- What is needed -
How many lines of these entries include the string "index"? State the number alone.

- Recorded data -
== == ==

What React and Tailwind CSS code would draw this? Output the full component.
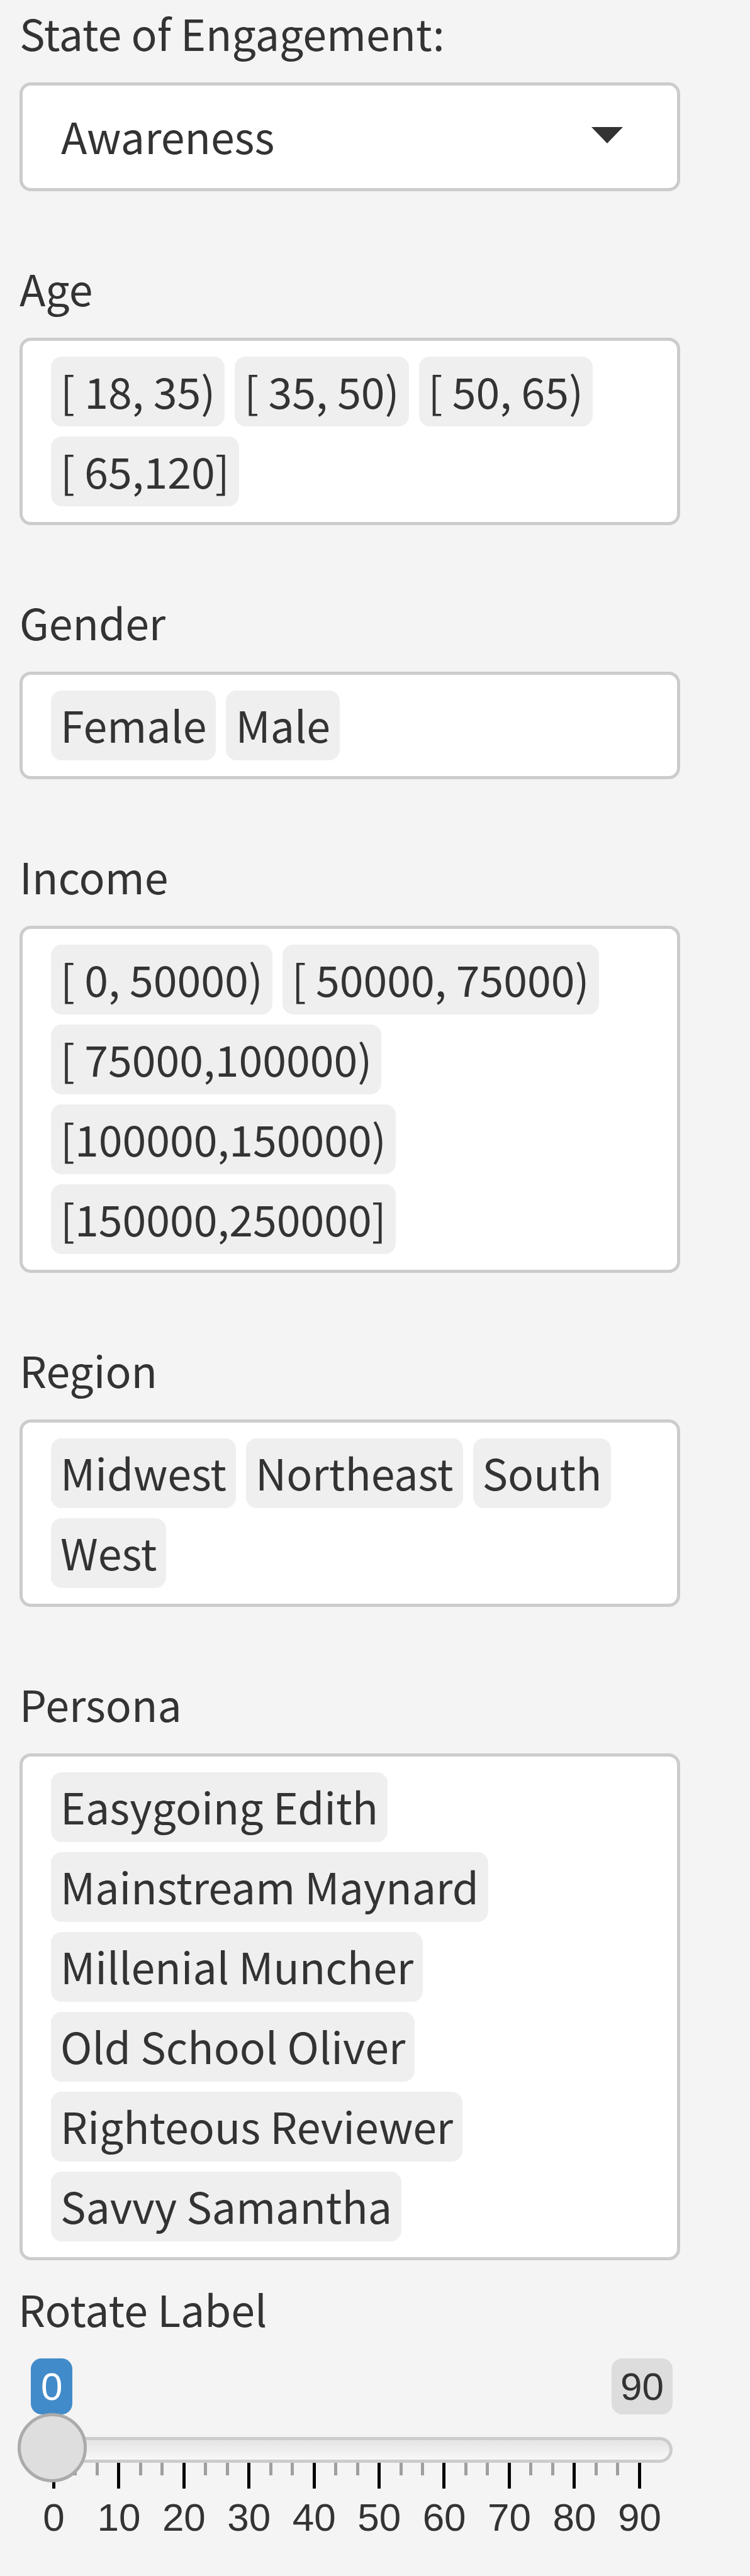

== == ==

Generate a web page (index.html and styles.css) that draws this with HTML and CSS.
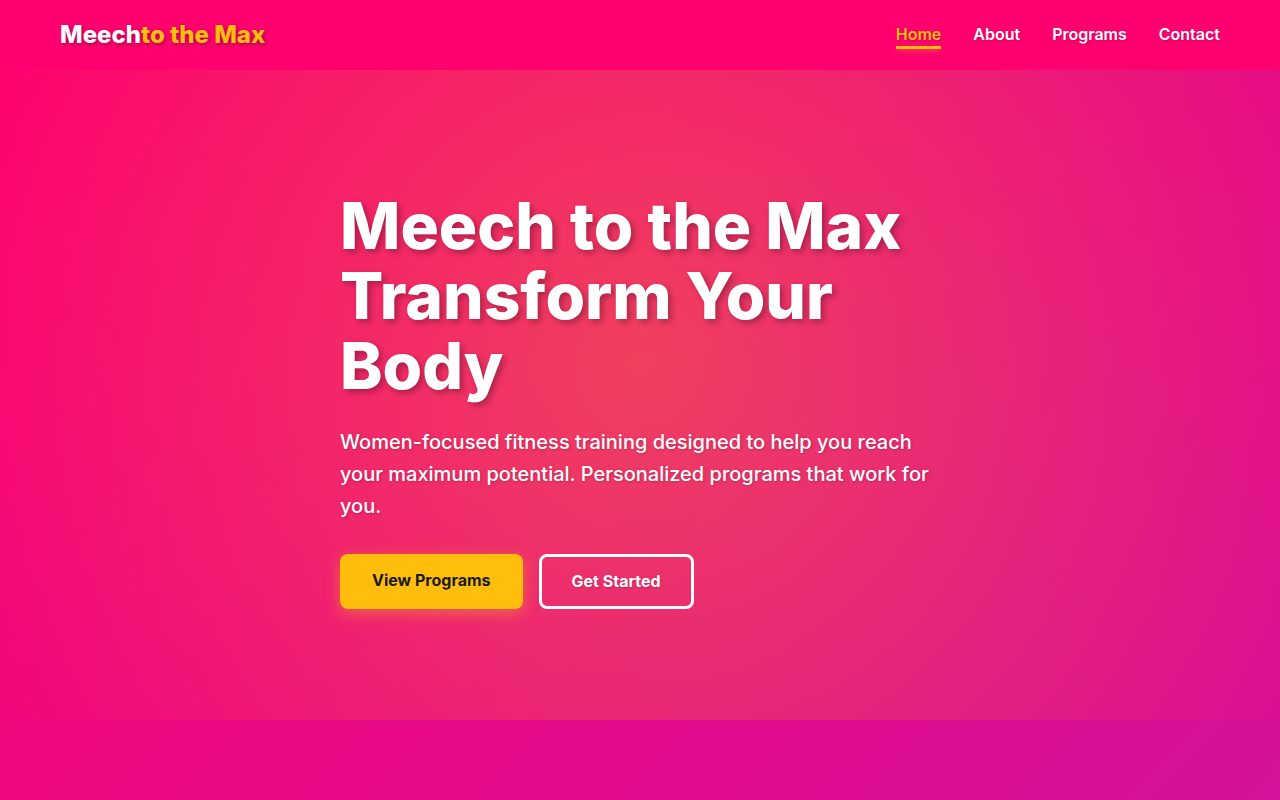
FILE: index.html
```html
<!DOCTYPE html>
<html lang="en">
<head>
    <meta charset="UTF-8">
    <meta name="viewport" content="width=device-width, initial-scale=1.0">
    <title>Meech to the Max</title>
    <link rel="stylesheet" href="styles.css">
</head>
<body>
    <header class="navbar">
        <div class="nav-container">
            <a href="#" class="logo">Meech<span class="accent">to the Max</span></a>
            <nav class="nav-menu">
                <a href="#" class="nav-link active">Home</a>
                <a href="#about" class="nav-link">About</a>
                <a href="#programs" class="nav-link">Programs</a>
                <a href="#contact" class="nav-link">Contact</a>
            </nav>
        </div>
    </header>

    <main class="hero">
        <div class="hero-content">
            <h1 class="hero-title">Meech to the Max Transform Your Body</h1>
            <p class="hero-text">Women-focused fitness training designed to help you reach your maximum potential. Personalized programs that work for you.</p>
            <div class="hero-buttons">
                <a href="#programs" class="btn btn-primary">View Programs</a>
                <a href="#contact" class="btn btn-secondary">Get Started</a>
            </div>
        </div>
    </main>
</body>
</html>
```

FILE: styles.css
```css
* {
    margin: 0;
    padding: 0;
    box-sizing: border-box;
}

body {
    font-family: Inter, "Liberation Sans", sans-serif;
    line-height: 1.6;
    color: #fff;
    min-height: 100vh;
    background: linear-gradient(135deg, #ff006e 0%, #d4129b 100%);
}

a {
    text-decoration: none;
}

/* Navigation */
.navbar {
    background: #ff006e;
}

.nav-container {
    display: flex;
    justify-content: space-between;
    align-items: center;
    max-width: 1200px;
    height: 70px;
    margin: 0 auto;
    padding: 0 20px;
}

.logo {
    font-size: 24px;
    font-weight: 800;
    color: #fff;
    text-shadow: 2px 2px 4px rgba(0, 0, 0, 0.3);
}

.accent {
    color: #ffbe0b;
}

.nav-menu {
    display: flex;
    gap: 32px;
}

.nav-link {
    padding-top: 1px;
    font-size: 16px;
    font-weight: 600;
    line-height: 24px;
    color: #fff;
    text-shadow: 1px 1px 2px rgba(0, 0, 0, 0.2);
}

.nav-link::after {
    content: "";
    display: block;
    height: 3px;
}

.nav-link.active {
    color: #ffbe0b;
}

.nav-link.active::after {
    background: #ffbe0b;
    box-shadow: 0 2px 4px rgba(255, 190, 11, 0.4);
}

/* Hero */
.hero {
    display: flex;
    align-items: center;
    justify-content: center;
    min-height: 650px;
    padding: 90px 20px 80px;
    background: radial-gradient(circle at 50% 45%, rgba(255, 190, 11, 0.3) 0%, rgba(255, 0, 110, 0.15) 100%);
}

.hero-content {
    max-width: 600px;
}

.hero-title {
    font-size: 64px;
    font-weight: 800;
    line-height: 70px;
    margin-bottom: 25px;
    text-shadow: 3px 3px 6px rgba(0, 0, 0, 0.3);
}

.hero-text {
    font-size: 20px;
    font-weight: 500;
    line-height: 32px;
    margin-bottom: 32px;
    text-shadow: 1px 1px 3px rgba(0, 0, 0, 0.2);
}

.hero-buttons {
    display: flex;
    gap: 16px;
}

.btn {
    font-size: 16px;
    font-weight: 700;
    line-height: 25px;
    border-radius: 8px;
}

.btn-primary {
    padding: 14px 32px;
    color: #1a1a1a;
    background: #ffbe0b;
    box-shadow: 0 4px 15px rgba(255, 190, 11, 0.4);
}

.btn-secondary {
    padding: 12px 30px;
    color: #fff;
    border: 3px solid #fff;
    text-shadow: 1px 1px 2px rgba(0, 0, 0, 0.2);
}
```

== == ==

- Result of the task -
2